I like to secure most of the components to the board with hot melt glue. Ideally, one should probably use Silicone or some other high-temp adhesive, but for smallish home speakers, it is much quicker using hot-melt, and I have never had a problem with components coming off. Of course, if I was making the crossover for a high-power pro sound application, then I would probably not use hot-melt glue-- but I wouldn't use cardboard in that case either!
Larger inductors should usually have a wire tie or two on them in addition to the hot-melt glue, but it depends on their orientation and construction. Most small components will remain in place fine with just hot-melt glue. When I use silicone, I wire tie each component, primarily to hold it in place while the silicone is curing. *see image #1
After the board is totally laid out, it is time to go back and start soldering all of the connections. I usually spend a minute neatening up the connections and making sure that no wires are touching that shouldn't. Due to the large amounts of copper that you will be soldering, you need to have a decently high-powered soldering iron. 25 watts is the bare minimum, but 40 or 50 watts really works best.

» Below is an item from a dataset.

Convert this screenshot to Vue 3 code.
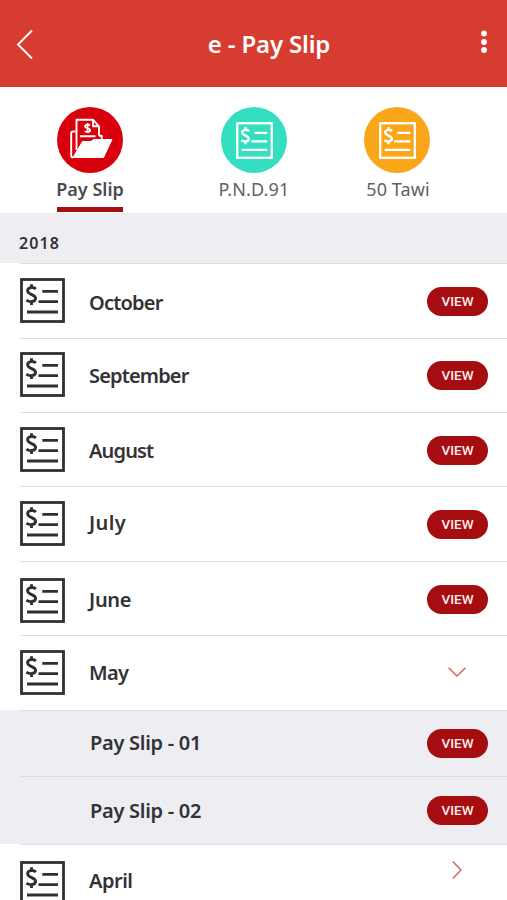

The thicker the component lead wires, the longer you'll need to hold the iron to the joint to heat it up. It takes a bit of practice learn how long it takes to heat the average joint. Extreme overheating can cause damage to components, so if you are having troubles, consider using a heat sink for protection. Again, this is where it is important to have a hot enough iron, if your iron is not hot enough you will have to hold the iron on the joint too long.
Once the joints are all soldered, add your lead wires, solder them in place, and then trim up any stray component leads. At this point, you're done!